Control of Delegated Legislation

  1. Legislative control: It may take either of the following forms i.e. there may be special requirements in the primary legislation stipulating:
    • That any delegated legislation made by an administrative agency must be laid before the parliament before it can be valid
    • Laying until the National Assembly declares the legislation valid
    • Laying subject to affirmative resolution by the National Assembly
    • That the National Assembly can repeal the legislation.
  2. Generally, two broad methods of legislative control are well known. The Control through the Enabling Act and Control through the various legislative committees.

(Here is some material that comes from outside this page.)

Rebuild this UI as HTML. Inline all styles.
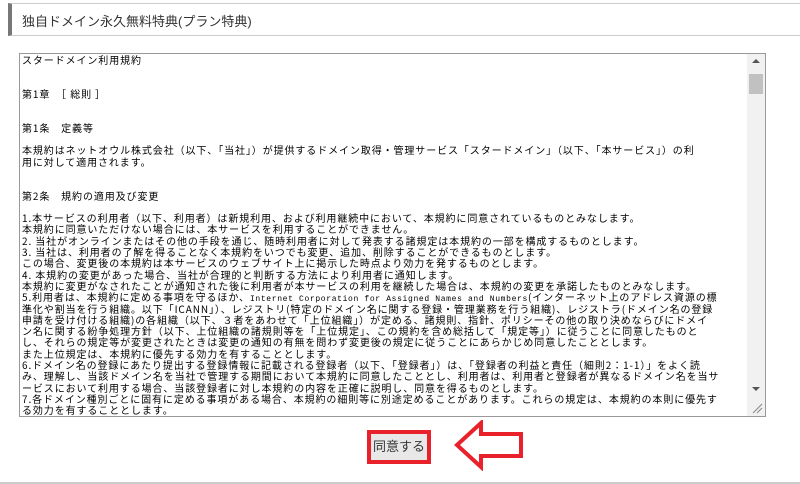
<!DOCTYPE html>
<html><head><meta charset="utf-8"><style>
body{margin:0;width:800px;height:484px;background:#fff;position:relative;overflow:hidden;font-family:"Liberation Sans","Noto Sans CJK JP",sans-serif}
.hd{position:absolute;left:8px;top:3px;width:800px;height:33px;border:1px solid #ccc;border-left:4px solid #777;box-sizing:border-box;background:#fff}
.hd span{position:absolute;left:10px;top:7px;font-size:13px;color:#333}
.ta{position:absolute;left:19px;top:53px;width:747px;height:364px;border:1px solid #999;box-sizing:border-box;overflow:hidden}
.tx{position:absolute;left:2px;top:0px;font-family:"Noto Sans CJK JP",sans-serif;font-size:10px;letter-spacing:0.9px;line-height:11.3px;white-space:pre;color:#000}
.tx div{height:11.3px;overflow:visible}
.m{font-family:"Liberation Mono",monospace;font-size:8px;letter-spacing:0.65px;line-height:0}
.sb{position:absolute;right:0;top:0;width:18px;height:344px;background:#f1f1f1}
.th{position:absolute;left:2px;top:20px;width:14px;height:20px;background:#c1c1c1}
.hr{position:absolute;left:0;top:482px;width:800px;height:2px;background:#ccc}
.btn{position:absolute;left:367px;top:430px;width:64px;height:34px;border:4px solid #e8212b;box-sizing:border-box;background:#e8e8e8;font-size:13px;text-align:center;line-height:26px;color:#333}
</style></head><body>
<div class="hd"><span>独自ドメイン永久無料特典(プラン特典)</span></div>
<div class="ta"><div class="tx"><div>スタードメイン利用規約</div><div></div><div></div><div>第1章　［ 総則 ］</div><div></div><div></div><div>第1条　定義等</div><div></div><div>本規約はネットオウル株式会社（以下、「当社」）が提供するドメイン取得・管理サービス「スタードメイン」（以下、「本サービス」）の利</div><div>用に対して適用されます。</div><div></div><div></div><div>第2条　規約の適用及び変更</div><div></div><div>1.本サービスの利用者（以下、利用者）は新規利用、および利用継続中において、本規約に同意されているものとみなします。</div><div>本規約に同意いただけない場合には、本サービスを利用することができません。</div><div>2. 当社がオンラインまたはその他の手段を通じ、随時利用者に対して発表する諸規定は本規約の一部を構成するものとします。</div><div>3. 当社は、利用者の了解を得ることなく本規約をいつでも変更、追加、削除することができるものとします。</div><div>この場合、変更後の本規約は本サービスのウェブサイト上に掲示した時点より効力を発するものとします。</div><div>4. 本規約の変更があった場合、当社が合理的と判断する方法により利用者に通知します。</div><div>本規約に変更がなされたことが通知された後に利用者が本サービスの利用を継続した場合は、本規約の変更を承諾したものとみなします。</div><div>5.利用者は、本規約に定める事項を守るほか、<span class="m">Internet Corporation for Assigned Names and Numbers</span>(インターネット上のアドレス資源の標</div><div>準化や割当を行う組織。以下「ICANN」）、レジストリ(特定のドメイン名に関する登録・管理業務を行う組織)、レジストラ(ドメイン名の登録</div><div>申請を受け付ける組織)の各組織（以下、３者をあわせて「上位組織」）が定める、諸規則、指針、ポリシーその他の取り決めならびにドメイ</div><div>ン名に関する紛争処理方針（以下、上位組織の諸規則等を「上位規定」、この規約を含め総括して「規定等」）に従うことに同意したものと</div><div>し、それらの規定等が変更されたときは変更の通知の有無を問わず変更後の規定に従うことにあらかじめ同意したこととします。</div><div>また上位規定は、本規約に優先する効力を有することとします。</div><div>6.ドメイン名の登録にあたり提出する登録情報に記載される登録者（以下、「登録者」）は、「登録者の利益と責任（細則2：1-1）」をよく読</div><div>み、理解し、当該ドメイン名を当社で管理する期間において本規約に同意したこととし、利用者は、利用者と登録者が異なるドメイン名を当サ</div><div>ービスにおいて利用する場合、当該登録者に対し本規約の内容を正確に説明し、同意を得るものとします。</div><div>7.各ドメイン種別ごとに固有に定める事項がある場合、本規約の細則等に別途定めることがあります。これらの規定は、本規約の本則に優先す</div><div>る効力を有することとします。</div></div>
<div class="sb"><div style="position:absolute;left:5px;top:5px;border:4px solid transparent;border-bottom:4px solid #555;border-top:0"></div><div class="th"></div><div style="position:absolute;left:5px;top:333px;border:4px solid transparent;border-top:4px solid #555;border-bottom:0"></div></div>
<div style="position:absolute;right:0;bottom:0;width:18px;height:18px;background:#f1f1f1"><svg width="18" height="18"><path d="M6 15 L15 6 M10 15 L15 10" stroke="#888" stroke-width="1"/></svg></div>
</div>
<div class="btn">同意する</div>
<svg style="position:absolute;left:453px;top:420px" width="73" height="51"><path d="M4 25 L28 3 L28 14 L68 14 L68 36 L28 36 L28 47 Z" fill="#fff" stroke="#e8212b" stroke-width="4" stroke-linejoin="miter"/></svg>
<div class="hr"></div>
</body></html>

  3. Executive control: In order to avoid the danger of unlawful exercise of the power of delegated legislation, the Executive itself directs and supervised its law making powers. The Federal Executive Council meets periodically where they perform oversight functions on executive agencies and evaluate policies of executive agencies. The actions and laws of these agencies are subject to supervision also by their respective ministries. Indeed, the foremost method of controlling delegated legislation by the Executive is its ability to appoint and remove the members of the statutory bodies and corporations.
  4. Judicial control: This is the most common type of control, particularly when occasioned by private citizens. What this means is that whenever an administrative body makes a rule, the people can ask the courts to review it. See section 6 of the 1999 constitution. An aggrieved individual is empowered to check delegated legislation through the Judiciary.

Criticisms of Delegated Legislation

  1. Delegated legislation is not often published.
  2. Delegated legislation is not often expressed in precise language of the law.
  3. It contradicts the doctrines of Rule of Law and Separation of Powers.
  4. Administrative powers are too extensive.
  5. Administrative agencies possess too much discretion.
  6. Emergency regulations often violate Human Rights.